Costello highlighted the recording sessions in liner notes for the upcoming box set The Songs of Bacharach and Costello. In those, he wrote:

Behind the mixing board was Steve Genewick, who I had first met working on Diana’s records alongside Al Schmitt and now one of Capitol’s finest engineers in his own right. Beyond the glass, I could see Vince Mendoza at the podium making final notes on his score and the members of the orchestra were arriving and preparing for the downbeat.

A session of this scale required the combination of both Studios A & B with Burt’s handpicked players; Peter Erskine, who had played on both the New York sessions for North and the Abbey Road recording of ‘Il Sogno’ and bassist Will Lee, who I had known from his many years in the Letterman house band. The group was completed by guitarist, Paul Jackson Jr. and the pianist, Jim Cox, who did a wonderful job in finding the weight and tone that Burt might have brought to the part on earlier sessions.

I was in the vocal booth, setting vocal levels, when I heard Burt pulling into the studio car park. Although we had spoken on the telephone at regular intervals we had not seen each other since we hadplayed a seven-song set at a benefit performance in 2017 at the Belly Up, a small venue in Solana Beach, CA.

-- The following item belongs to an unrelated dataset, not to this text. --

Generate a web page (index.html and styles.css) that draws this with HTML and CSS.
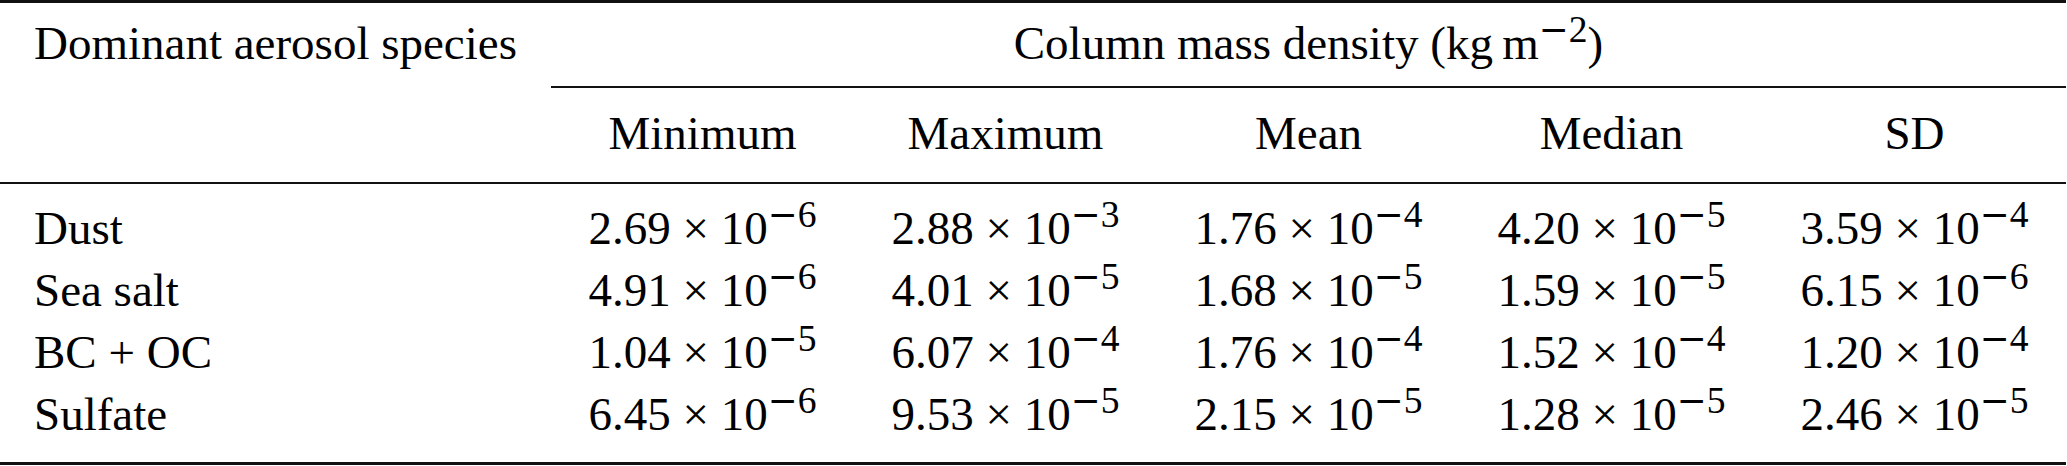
FILE: index.html
```html
<!DOCTYPE html>
<html lang="en">
<head>
    <meta charset="UTF-8">
    <title>Column mass density by aerosol species</title>

    <!-- For styling -->
    <link rel="stylesheet" href="styles.css">
</head>
<body>
    <table class="stats">
        <colgroup>
            <col class="name-col">
            <col><col><col><col><col>
        </colgroup>
        <thead>
            <tr class="group-row">
                <th class="species">Dominant aerosol species</th>
                <th class="group" colspan="5">Column mass density (kg&thinsp;m<sup><span class="minus">&minus;</span>2</sup>)</th>
            </tr>
            <tr class="stat-row">
                <th class="species"></th>
                <th>Minimum</th>
                <th>Maximum</th>
                <th>Mean</th>
                <th>Median</th>
                <th>SD</th>
            </tr>
        </thead>
        <tbody>
            <tr class="first">
                <td class="species">Dust</td>
                <td>2.69 &times; 10<sup><span class="minus">&minus;</span>6</sup></td>
                <td>2.88 &times; 10<sup><span class="minus">&minus;</span>3</sup></td>
                <td>1.76 &times; 10<sup><span class="minus">&minus;</span>4</sup></td>
                <td>4.20 &times; 10<sup><span class="minus">&minus;</span>5</sup></td>
                <td>3.59 &times; 10<sup><span class="minus">&minus;</span>4</sup></td>
            </tr>
            <tr>
                <td class="species">Sea salt</td>
                <td>4.91 &times; 10<sup><span class="minus">&minus;</span>6</sup></td>
                <td>4.01 &times; 10<sup><span class="minus">&minus;</span>5</sup></td>
                <td>1.68 &times; 10<sup><span class="minus">&minus;</span>5</sup></td>
                <td>1.59 &times; 10<sup><span class="minus">&minus;</span>5</sup></td>
                <td>6.15 &times; 10<sup><span class="minus">&minus;</span>6</sup></td>
            </tr>
            <tr>
                <td class="species">BC + OC</td>
                <td>1.04 &times; 10<sup><span class="minus">&minus;</span>5</sup></td>
                <td>6.07 &times; 10<sup><span class="minus">&minus;</span>4</sup></td>
                <td>1.76 &times; 10<sup><span class="minus">&minus;</span>4</sup></td>
                <td>1.52 &times; 10<sup><span class="minus">&minus;</span>4</sup></td>
                <td>1.20 &times; 10<sup><span class="minus">&minus;</span>4</sup></td>
            </tr>
            <tr class="last">
                <td class="species">Sulfate</td>
                <td>6.45 &times; 10<sup><span class="minus">&minus;</span>6</sup></td>
                <td>9.53 &times; 10<sup><span class="minus">&minus;</span>5</sup></td>
                <td>2.15 &times; 10<sup><span class="minus">&minus;</span>5</sup></td>
                <td>1.28 &times; 10<sup><span class="minus">&minus;</span>5</sup></td>
                <td>2.46 &times; 10<sup><span class="minus">&minus;</span>5</sup></td>
            </tr>
        </tbody>
    </table>
</body>
</html>
```

FILE: styles.css
```css
body {
    margin: 0;
    background: #fff;
    color: #000;
    font-family: "Liberation Serif", "Times New Roman", serif;
}

.stats {
    width: 2066px;
    table-layout: fixed;
    border-collapse: separate;
    border-spacing: 0;
    border-top: 3px solid #111;
    border-bottom: 3px solid #111;
    font-size: 47px;
    line-height: 62px;
}

.name-col {
    width: 551px;
}

.stats th,
.stats td {
    font-weight: normal;
    text-align: center;
    white-space: nowrap;
    padding: 0;
}

.stats .species {
    text-align: left;
    padding-left: 34px;
}

/* top header row, cmidrule under the group title */
.group-row th {
    padding-top: 9px;
    padding-bottom: 12px;
    border-bottom: 2px solid transparent;
}

.group-row .group {
    border-bottom-color: #111;
}

.stat-row th {
    padding-top: 14px;
    padding-bottom: 18px;
    border-bottom: 2px solid #111;
}

.first td {
    padding-top: 13px;
}

.last td {
    padding-bottom: 17px;
}

sup {
    font-size: 0.8em;
    line-height: 0;
    vertical-align: 17px;
}

.minus {
    font-family: "DejaVu Sans", sans-serif;
    font-size: 0.95em;
}
```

“I can’t pretend that time had not taken something from both of us but any thoughts that this might be a mere lap of honour were put away just two takes in when a familiar soft voice came over the talkback to my vocal booth. ‘Elvis…,’ always that ominous pause, ‘Bar six. You are not singing the right melody.’ Indeed I had unwittingly amended the notes of one phrase but it was not a change the composer wanted to hear. As the orchestral performance quickly began to cohere under Vince’s direction at the podium, Burt nevertheless had his ear tuned to the fine details and rhythmic agreements and spoke to the conductor. ‘I think we need to look at the downbeat of Bar 60.’

I looked through the glass into the control room at Burt’s assistant, Sue Main, who had been tireless and so caring in pulling this session together, as in everything else she has done since coming to work with Burt. Sue smiled knowingly. We’d seen this movie before.

Burt once told me that he didn’t drive himself mad seeking 110%anymore — ‘I settle for 95.’

Then again, he is also the man who responded to my concern abouthis recuperation after a bout of pneumonia, telling me that he had taken a long walk on the beach in 95º heat before adding, ‘But you know me, I’m an extremist.’ Although one might not think it at a glance, a truer word has never been said.

Then it was over and we had the two takes in the can with thirty minutes of the six-hour double session to spare. Studio musicians are not given to overt displays of extravagant emotion, approval sometimes only registered by a quiet departing word or the tapping of violin bows on music stands, but this orchestra rose as one to deliver a sustained ovation, when Burt walked out onto the studio floor to thank the players at the end of the session. The experience was rare and we all sensed it.